Cheveux dans le vent malouin pour cet entretien avec Thomas Gilbert pour nous parler des Filles de Salem mais aussi de ses précédents ouvrages : Sauvage ou la sagesse des pierres, Bjorn le morphir ou encore la suite des Royaumes du Nord. Plongée dans l’univers de ce boulimique de dessin, un auteur talentueux et chaleureux, membre de l’Atelier Mille à Bruxelles.
Thomas Gilbert, tes deux dernières années ont été intenses avec les sorties du tome 1 de Nordics, la fin de Bjorn le morphir, Sauvage ou la sagesse des pierres et Les filles de Salem. Comment fais-tu pour tenir un rythme si élevé ?
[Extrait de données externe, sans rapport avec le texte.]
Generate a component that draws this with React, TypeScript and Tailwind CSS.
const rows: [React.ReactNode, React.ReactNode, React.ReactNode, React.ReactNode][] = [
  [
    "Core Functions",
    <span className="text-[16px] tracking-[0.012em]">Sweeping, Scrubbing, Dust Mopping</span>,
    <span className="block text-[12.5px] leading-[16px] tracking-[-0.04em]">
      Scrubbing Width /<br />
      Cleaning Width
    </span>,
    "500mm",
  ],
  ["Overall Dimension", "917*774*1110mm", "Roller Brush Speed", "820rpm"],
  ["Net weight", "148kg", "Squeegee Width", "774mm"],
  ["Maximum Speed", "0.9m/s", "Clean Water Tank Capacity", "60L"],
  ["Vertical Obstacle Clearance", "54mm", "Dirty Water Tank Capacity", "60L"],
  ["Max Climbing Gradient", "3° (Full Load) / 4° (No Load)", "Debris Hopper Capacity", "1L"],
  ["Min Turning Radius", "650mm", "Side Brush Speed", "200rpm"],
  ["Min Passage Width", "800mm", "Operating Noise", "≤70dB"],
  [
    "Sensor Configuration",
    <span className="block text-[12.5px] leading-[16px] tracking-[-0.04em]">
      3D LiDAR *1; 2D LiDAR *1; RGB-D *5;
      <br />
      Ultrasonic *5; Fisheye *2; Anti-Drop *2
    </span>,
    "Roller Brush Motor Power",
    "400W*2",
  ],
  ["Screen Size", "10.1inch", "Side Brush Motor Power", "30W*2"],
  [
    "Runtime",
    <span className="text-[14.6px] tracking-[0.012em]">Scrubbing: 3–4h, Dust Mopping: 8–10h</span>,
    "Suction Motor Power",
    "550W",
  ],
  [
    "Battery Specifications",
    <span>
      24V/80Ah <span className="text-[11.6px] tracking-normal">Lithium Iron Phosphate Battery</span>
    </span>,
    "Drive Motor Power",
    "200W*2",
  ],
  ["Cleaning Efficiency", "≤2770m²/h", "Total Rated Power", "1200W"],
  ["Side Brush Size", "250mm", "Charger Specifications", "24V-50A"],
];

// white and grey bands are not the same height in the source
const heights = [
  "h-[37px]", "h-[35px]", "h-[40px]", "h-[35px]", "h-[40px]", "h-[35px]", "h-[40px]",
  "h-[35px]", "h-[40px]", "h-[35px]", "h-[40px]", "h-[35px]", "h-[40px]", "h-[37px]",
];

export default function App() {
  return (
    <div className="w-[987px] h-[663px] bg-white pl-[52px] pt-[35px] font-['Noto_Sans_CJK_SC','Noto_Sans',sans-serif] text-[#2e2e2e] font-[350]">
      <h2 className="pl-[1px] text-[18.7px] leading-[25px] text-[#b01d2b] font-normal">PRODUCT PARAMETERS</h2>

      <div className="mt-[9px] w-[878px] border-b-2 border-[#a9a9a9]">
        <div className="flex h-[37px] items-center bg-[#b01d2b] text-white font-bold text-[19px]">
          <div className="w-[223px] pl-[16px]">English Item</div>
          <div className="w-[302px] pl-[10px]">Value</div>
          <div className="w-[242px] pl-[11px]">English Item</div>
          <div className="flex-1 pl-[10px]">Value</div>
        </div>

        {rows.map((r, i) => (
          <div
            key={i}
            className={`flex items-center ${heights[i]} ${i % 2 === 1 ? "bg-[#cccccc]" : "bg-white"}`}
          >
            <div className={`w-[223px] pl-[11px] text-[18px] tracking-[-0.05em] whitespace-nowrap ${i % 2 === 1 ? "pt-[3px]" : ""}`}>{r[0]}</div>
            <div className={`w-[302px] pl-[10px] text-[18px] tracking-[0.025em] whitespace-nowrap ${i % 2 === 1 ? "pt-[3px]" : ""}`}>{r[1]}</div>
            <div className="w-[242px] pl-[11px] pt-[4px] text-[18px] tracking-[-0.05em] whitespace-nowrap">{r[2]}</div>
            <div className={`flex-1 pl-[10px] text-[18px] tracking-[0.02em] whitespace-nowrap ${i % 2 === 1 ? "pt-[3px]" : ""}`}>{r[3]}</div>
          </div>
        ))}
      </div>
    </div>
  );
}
Les filles de Salem, cela fait trois ans que je suis dessus et pour Sauvage ce fut la même chose. J’aime mener en parallèle mes projets. J’alterne le « tout public » avec des projets plus personnels plus intimistes. Chacun est une récréation de l’autre. J’ai besoin de respirer, c’est un peu le cas à chaque fois.
« J’ai une envie de dessin qui est insatiable »
Pourtant, ce ne sont pas les mêmes univers, les mêmes narrations, les mêmes rythmes de parution…
C’est cela qui est bien. Je peux me dire : trois jours pour moi et trois jours pour un scénariste. Je suis un boulimique de dessin et je peux faire 9h-23h sur 5/6 jours sans problème. J’ai une envie de dessin qui est insatiable.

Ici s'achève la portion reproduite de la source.